*Data excerpt:*
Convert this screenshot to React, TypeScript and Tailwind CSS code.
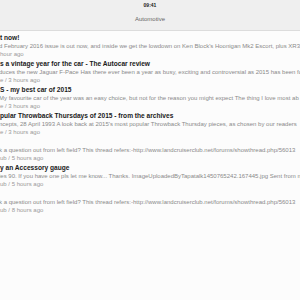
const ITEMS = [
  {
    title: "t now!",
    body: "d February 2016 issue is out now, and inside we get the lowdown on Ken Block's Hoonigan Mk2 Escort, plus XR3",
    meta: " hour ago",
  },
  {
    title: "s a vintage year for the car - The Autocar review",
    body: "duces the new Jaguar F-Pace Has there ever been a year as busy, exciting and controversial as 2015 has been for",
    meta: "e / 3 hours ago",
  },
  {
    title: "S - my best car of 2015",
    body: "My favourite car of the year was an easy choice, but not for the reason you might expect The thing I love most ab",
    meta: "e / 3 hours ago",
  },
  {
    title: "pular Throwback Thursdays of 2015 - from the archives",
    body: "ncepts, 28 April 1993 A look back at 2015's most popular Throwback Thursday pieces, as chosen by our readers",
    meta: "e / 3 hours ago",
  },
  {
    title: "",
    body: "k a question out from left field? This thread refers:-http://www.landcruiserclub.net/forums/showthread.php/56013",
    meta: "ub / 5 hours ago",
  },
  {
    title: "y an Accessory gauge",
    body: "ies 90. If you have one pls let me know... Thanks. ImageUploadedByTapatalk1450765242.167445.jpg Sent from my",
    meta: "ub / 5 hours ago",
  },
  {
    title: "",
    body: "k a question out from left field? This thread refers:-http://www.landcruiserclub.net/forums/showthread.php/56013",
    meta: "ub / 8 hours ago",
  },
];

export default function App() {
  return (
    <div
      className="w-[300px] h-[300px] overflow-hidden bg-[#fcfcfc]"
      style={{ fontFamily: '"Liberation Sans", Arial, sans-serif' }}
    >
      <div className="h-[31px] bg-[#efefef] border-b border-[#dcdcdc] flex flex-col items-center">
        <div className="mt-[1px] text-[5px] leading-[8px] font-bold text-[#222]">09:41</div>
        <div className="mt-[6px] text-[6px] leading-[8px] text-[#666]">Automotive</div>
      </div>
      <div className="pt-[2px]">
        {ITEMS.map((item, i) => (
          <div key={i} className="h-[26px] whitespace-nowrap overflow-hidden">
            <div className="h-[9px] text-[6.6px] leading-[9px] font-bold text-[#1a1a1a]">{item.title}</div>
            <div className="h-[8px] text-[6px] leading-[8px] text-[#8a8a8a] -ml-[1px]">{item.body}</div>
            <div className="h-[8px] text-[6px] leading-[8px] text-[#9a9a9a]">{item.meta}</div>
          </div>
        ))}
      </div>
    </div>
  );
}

*Stated exercise:*
Working from the lines above, reproduce the material exactly and exclude its pictures.

*Solution to the exercise:*
Convert this screenshot to React, TypeScript and Tailwind CSS code.
const ITEMS = [
  {
    title: "t now!",
    body: "d February 2016 issue is out now, and inside we get the lowdown on Ken Block's Hoonigan Mk2 Escort, plus XR3",
    meta: " hour ago",
  },
  {
    title: "s a vintage year for the car - The Autocar review",
    body: "duces the new Jaguar F-Pace Has there ever been a year as busy, exciting and controversial as 2015 has been for",
    meta: "e / 3 hours ago",
  },
  {
    title: "S - my best car of 2015",
    body: "My favourite car of the year was an easy choice, but not for the reason you might expect The thing I love most ab",
    meta: "e / 3 hours ago",
  },
  {
    title: "pular Throwback Thursdays of 2015 - from the archives",
    body: "ncepts, 28 April 1993 A look back at 2015's most popular Throwback Thursday pieces, as chosen by our readers",
    meta: "e / 3 hours ago",
  },
  {
    title: "",
    body: "k a question out from left field? This thread refers:-http://www.landcruiserclub.net/forums/showthread.php/56013",
    meta: "ub / 5 hours ago",
  },
  {
    title: "y an Accessory gauge",
    body: "ies 90. If you have one pls let me know... Thanks. ImageUploadedByTapatalk1450765242.167445.jpg Sent from my",
    meta: "ub / 5 hours ago",
  },
  {
    title: "",
    body: "k a question out from left field? This thread refers:-http://www.landcruiserclub.net/forums/showthread.php/56013",
    meta: "ub / 8 hours ago",
  },
];

export default function App() {
  return (
    <div
      className="w-[300px] h-[300px] overflow-hidden bg-[#fcfcfc]"
      style={{ fontFamily: '"Liberation Sans", Arial, sans-serif' }}
    >
      <div className="h-[31px] bg-[#efefef] border-b border-[#dcdcdc] flex flex-col items-center">
        <div className="mt-[1px] text-[5px] leading-[8px] font-bold text-[#222]">09:41</div>
        <div className="mt-[6px] text-[6px] leading-[8px] text-[#666]">Automotive</div>
      </div>
      <div className="pt-[2px]">
        {ITEMS.map((item, i) => (
          <div key={i} className="h-[26px] whitespace-nowrap overflow-hidden">
            <div className="h-[9px] text-[6.6px] leading-[9px] font-bold text-[#1a1a1a]">{item.title}</div>
            <div className="h-[8px] text-[6px] leading-[8px] text-[#8a8a8a] -ml-[1px]">{item.body}</div>
            <div className="h-[8px] text-[6px] leading-[8px] text-[#9a9a9a]">{item.meta}</div>
          </div>
        ))}
      </div>
    </div>
  );
}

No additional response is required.